***** Available records *****

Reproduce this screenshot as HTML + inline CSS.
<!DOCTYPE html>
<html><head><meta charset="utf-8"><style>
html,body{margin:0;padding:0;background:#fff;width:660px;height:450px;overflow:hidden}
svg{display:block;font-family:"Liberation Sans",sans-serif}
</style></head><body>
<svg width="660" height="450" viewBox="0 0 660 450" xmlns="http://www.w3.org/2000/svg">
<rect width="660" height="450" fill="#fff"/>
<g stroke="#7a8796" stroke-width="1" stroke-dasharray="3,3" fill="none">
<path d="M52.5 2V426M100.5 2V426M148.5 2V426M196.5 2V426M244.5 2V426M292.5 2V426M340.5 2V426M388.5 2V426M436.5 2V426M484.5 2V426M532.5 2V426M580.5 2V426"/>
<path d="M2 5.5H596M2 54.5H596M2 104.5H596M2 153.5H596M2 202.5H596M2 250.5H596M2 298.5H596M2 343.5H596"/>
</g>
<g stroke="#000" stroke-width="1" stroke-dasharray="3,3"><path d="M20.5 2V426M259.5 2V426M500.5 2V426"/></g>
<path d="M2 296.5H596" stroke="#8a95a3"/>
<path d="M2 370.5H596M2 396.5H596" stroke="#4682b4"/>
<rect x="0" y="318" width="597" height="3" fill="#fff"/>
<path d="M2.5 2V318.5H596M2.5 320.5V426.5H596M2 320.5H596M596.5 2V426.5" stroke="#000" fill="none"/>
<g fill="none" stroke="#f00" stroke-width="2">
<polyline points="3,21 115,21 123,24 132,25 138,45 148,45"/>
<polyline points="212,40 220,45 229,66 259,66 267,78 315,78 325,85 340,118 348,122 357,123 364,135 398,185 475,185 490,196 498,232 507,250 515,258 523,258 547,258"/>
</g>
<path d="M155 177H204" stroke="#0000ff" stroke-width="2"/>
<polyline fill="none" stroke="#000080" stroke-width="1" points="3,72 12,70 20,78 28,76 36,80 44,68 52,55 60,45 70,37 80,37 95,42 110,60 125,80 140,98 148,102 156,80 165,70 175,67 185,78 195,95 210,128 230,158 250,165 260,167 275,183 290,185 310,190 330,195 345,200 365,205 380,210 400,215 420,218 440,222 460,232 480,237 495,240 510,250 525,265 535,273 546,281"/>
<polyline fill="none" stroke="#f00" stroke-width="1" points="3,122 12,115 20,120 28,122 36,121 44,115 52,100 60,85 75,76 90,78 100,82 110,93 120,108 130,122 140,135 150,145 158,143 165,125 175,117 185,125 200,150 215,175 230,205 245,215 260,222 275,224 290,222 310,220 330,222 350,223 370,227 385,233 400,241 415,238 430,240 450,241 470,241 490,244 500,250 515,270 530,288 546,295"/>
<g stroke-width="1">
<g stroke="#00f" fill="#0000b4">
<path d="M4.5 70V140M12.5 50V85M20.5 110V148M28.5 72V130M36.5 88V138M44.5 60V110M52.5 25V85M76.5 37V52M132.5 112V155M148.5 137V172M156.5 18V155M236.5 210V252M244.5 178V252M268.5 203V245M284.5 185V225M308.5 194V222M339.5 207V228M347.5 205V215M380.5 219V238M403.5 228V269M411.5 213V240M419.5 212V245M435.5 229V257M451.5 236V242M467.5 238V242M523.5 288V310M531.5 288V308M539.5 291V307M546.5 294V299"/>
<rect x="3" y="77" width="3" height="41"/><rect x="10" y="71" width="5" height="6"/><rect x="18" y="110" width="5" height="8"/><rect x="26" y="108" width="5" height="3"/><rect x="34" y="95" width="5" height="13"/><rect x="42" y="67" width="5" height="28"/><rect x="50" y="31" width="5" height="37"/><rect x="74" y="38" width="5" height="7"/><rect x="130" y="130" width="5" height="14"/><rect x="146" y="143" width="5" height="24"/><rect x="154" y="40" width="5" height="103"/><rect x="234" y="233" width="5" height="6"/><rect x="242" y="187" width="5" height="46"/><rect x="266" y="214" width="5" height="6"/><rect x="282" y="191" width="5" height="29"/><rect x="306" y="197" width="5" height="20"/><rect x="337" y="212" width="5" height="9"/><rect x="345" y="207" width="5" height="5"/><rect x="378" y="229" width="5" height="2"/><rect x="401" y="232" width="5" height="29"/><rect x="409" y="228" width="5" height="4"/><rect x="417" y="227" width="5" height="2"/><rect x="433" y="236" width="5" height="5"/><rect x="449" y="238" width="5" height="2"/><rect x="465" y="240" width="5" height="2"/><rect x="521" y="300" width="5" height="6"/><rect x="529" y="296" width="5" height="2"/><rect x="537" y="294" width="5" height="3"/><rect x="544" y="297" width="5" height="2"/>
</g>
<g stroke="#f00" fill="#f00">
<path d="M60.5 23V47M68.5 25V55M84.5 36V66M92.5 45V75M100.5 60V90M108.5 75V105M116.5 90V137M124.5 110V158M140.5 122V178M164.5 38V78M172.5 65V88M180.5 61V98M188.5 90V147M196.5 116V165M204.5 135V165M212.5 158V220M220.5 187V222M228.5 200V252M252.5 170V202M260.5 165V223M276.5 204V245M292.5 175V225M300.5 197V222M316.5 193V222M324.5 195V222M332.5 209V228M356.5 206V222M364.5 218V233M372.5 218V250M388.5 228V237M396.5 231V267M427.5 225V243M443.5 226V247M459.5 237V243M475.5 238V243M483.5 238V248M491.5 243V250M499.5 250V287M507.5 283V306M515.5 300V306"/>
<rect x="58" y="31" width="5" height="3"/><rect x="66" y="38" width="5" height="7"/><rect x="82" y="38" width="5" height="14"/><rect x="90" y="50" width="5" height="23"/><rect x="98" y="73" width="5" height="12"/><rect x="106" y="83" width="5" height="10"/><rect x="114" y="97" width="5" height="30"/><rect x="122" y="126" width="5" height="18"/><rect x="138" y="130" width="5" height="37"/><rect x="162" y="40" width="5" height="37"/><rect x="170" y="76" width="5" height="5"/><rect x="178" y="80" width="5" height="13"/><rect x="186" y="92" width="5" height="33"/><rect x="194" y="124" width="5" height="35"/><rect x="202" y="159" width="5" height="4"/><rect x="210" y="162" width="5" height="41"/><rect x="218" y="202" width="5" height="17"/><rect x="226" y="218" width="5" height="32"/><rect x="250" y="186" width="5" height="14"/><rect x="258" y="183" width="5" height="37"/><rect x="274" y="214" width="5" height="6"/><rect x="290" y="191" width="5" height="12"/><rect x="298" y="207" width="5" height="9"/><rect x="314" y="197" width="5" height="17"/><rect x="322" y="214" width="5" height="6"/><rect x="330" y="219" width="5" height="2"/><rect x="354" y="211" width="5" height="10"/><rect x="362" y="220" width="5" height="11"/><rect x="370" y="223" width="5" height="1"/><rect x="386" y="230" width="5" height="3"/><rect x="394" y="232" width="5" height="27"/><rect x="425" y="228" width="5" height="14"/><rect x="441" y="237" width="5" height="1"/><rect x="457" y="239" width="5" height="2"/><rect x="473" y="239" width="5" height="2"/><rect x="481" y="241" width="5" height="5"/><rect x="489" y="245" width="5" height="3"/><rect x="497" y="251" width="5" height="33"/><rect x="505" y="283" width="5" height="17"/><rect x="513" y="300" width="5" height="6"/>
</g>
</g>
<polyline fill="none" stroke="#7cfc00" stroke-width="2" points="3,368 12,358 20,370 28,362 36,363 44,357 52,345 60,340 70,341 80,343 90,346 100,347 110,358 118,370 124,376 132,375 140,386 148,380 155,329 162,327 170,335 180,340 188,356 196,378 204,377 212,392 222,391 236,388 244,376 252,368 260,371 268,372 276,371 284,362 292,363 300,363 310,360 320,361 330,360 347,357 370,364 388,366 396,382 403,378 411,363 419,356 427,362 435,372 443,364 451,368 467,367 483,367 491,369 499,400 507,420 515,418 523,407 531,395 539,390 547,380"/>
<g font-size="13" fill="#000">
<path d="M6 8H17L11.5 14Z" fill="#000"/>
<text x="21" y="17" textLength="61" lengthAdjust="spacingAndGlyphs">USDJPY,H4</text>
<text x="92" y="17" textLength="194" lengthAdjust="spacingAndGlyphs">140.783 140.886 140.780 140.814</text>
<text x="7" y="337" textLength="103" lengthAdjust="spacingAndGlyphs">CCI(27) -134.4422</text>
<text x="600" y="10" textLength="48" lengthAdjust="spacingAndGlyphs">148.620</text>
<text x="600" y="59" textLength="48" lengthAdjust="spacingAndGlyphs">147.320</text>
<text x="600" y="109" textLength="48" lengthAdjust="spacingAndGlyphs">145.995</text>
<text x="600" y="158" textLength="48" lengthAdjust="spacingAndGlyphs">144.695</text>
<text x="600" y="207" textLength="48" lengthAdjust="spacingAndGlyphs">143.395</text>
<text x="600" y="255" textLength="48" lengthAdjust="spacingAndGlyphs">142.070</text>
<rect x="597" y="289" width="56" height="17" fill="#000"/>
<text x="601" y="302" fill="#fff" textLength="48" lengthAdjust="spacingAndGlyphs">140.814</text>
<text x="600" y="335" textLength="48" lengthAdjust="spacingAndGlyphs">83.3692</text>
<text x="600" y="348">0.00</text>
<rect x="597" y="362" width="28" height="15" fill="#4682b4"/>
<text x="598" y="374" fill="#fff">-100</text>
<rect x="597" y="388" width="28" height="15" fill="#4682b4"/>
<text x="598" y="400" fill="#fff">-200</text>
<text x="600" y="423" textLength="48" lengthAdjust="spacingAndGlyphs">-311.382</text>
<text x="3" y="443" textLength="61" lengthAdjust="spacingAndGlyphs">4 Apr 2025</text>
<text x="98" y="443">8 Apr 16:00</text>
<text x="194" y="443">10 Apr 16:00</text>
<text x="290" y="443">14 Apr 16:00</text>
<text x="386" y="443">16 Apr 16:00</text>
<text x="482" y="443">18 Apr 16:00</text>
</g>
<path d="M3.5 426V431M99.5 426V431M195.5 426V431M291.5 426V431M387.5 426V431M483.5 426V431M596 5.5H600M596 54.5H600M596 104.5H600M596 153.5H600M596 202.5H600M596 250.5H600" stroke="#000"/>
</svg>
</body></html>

*****
***** Available records *****

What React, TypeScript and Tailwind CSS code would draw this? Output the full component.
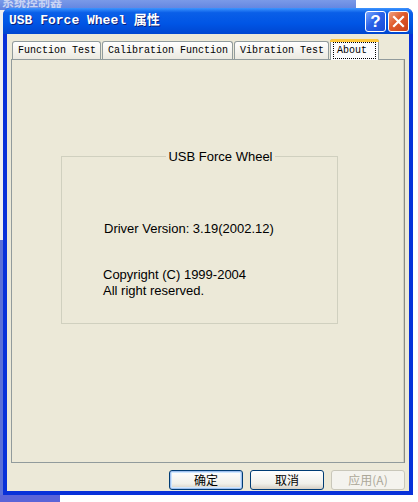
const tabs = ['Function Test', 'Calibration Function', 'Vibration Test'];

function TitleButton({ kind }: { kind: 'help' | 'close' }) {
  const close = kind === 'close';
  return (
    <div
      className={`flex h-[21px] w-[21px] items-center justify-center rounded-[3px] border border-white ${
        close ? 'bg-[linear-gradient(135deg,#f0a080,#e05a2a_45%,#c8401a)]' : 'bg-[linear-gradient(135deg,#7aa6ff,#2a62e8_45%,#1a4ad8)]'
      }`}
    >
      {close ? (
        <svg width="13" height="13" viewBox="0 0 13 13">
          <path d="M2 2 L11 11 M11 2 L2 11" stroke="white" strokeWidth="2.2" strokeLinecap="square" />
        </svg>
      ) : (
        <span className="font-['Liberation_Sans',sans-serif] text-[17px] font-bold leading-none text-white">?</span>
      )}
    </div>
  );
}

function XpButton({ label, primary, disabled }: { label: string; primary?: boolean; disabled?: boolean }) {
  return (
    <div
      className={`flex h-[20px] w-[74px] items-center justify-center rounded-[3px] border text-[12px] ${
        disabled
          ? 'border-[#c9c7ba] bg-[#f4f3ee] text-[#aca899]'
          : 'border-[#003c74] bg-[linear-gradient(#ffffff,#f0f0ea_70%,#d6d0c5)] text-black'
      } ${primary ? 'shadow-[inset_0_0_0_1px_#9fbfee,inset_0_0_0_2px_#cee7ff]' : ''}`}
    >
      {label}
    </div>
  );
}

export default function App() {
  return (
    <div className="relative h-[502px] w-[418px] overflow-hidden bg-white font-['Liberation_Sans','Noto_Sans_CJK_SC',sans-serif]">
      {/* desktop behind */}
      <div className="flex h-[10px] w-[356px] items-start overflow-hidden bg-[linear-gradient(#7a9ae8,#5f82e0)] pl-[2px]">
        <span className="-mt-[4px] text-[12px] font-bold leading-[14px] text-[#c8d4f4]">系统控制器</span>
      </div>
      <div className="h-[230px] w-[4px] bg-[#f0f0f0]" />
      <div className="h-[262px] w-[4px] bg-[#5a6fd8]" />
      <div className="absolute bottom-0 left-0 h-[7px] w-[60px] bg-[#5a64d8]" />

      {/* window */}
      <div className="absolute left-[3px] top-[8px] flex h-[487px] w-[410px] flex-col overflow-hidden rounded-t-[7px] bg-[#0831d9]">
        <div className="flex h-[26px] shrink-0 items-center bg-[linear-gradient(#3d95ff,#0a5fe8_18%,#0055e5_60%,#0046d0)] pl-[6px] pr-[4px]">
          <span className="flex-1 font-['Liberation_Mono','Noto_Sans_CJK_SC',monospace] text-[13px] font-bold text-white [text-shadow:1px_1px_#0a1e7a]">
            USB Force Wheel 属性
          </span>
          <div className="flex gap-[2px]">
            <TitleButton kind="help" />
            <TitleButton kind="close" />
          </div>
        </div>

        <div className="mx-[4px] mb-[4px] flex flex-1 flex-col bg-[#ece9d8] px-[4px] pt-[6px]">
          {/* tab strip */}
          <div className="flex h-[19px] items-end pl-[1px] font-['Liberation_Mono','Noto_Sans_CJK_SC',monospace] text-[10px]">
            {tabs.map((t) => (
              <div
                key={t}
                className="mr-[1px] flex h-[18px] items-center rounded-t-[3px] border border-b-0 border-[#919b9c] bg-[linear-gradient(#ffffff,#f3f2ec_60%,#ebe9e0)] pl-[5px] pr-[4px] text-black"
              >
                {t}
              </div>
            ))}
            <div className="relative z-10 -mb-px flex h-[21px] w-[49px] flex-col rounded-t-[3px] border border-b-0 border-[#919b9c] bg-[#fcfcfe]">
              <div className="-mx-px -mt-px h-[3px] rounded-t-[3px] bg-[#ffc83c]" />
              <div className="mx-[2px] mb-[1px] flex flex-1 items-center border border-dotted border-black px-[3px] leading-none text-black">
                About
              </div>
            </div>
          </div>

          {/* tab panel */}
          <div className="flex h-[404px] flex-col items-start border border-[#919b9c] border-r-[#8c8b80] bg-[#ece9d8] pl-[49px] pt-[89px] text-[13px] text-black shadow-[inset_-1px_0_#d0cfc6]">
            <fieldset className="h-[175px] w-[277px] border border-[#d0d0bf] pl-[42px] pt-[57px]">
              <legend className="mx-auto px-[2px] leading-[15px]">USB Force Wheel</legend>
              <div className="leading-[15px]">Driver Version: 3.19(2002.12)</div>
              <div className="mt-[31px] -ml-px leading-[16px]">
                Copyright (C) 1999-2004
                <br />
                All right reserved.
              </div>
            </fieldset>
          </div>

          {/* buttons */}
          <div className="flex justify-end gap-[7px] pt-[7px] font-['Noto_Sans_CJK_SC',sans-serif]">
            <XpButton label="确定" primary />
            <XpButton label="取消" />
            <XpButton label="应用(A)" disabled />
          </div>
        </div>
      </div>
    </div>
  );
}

*****
***** Available records *****

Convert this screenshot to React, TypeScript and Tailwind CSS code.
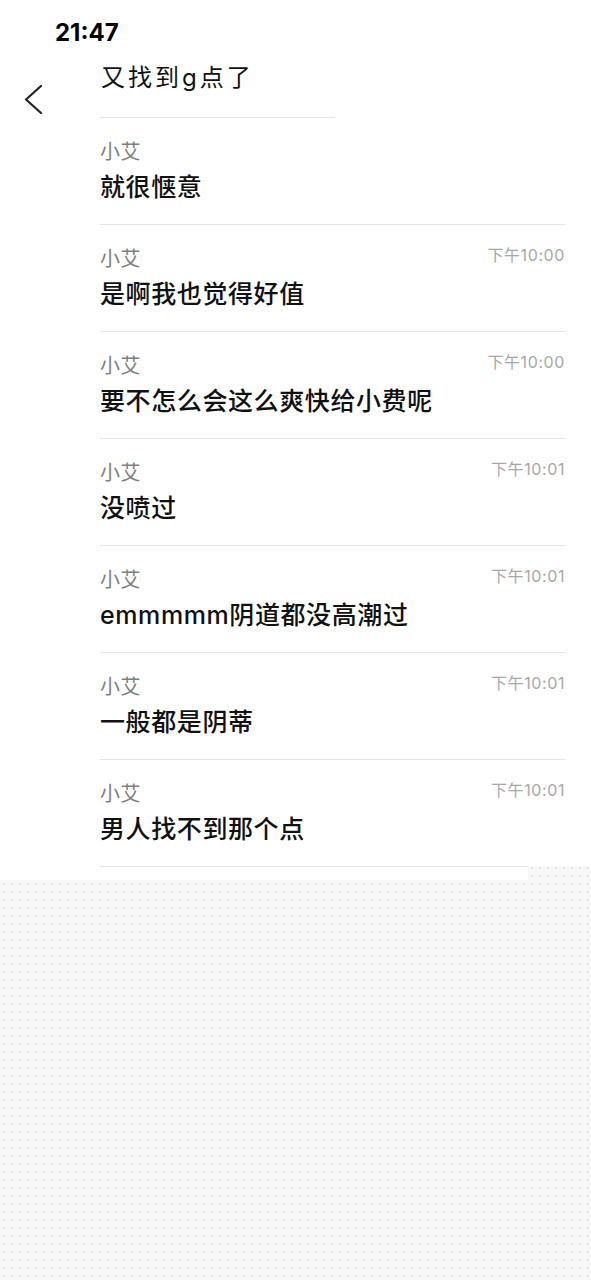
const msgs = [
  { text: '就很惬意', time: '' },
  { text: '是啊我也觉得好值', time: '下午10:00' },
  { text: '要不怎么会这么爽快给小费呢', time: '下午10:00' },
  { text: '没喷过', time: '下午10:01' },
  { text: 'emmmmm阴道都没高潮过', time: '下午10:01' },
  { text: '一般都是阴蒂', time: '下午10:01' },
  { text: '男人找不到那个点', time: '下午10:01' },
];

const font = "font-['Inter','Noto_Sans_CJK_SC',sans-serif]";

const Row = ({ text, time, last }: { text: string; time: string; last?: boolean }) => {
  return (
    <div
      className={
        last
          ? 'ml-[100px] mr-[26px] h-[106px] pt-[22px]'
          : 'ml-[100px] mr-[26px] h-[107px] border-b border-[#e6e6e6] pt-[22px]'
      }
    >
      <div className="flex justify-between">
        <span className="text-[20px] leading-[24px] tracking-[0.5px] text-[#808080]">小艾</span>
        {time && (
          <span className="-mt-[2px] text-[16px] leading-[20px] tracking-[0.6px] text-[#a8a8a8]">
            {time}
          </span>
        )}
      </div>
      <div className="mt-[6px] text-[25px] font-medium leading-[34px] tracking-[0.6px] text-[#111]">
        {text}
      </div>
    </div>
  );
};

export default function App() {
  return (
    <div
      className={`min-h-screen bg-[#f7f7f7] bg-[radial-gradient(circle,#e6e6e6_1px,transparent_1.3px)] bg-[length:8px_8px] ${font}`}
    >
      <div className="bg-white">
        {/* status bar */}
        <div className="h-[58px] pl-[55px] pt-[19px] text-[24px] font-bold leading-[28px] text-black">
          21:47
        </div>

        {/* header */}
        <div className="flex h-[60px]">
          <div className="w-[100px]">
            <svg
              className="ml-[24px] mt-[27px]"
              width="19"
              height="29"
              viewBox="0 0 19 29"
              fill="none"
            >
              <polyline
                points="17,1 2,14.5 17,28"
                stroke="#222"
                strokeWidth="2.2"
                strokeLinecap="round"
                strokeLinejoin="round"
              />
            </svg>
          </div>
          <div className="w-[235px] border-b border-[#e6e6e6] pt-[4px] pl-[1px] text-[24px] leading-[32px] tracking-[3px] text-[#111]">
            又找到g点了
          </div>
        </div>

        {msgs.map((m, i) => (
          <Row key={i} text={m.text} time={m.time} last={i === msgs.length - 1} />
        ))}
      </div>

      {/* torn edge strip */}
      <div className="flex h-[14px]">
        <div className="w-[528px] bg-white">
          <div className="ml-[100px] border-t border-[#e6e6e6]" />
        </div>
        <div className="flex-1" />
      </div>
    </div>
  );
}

*****

Pull out only the lines from the one with "What React, TypeScript" up to and including the one with "const tabs = ['Function", and drop any pictures along the way.

# [Right answer]
What React, TypeScript and Tailwind CSS code would draw this? Output the full component.
const tabs = ['Function Test', 'Calibration Function', 'Vibration Test'];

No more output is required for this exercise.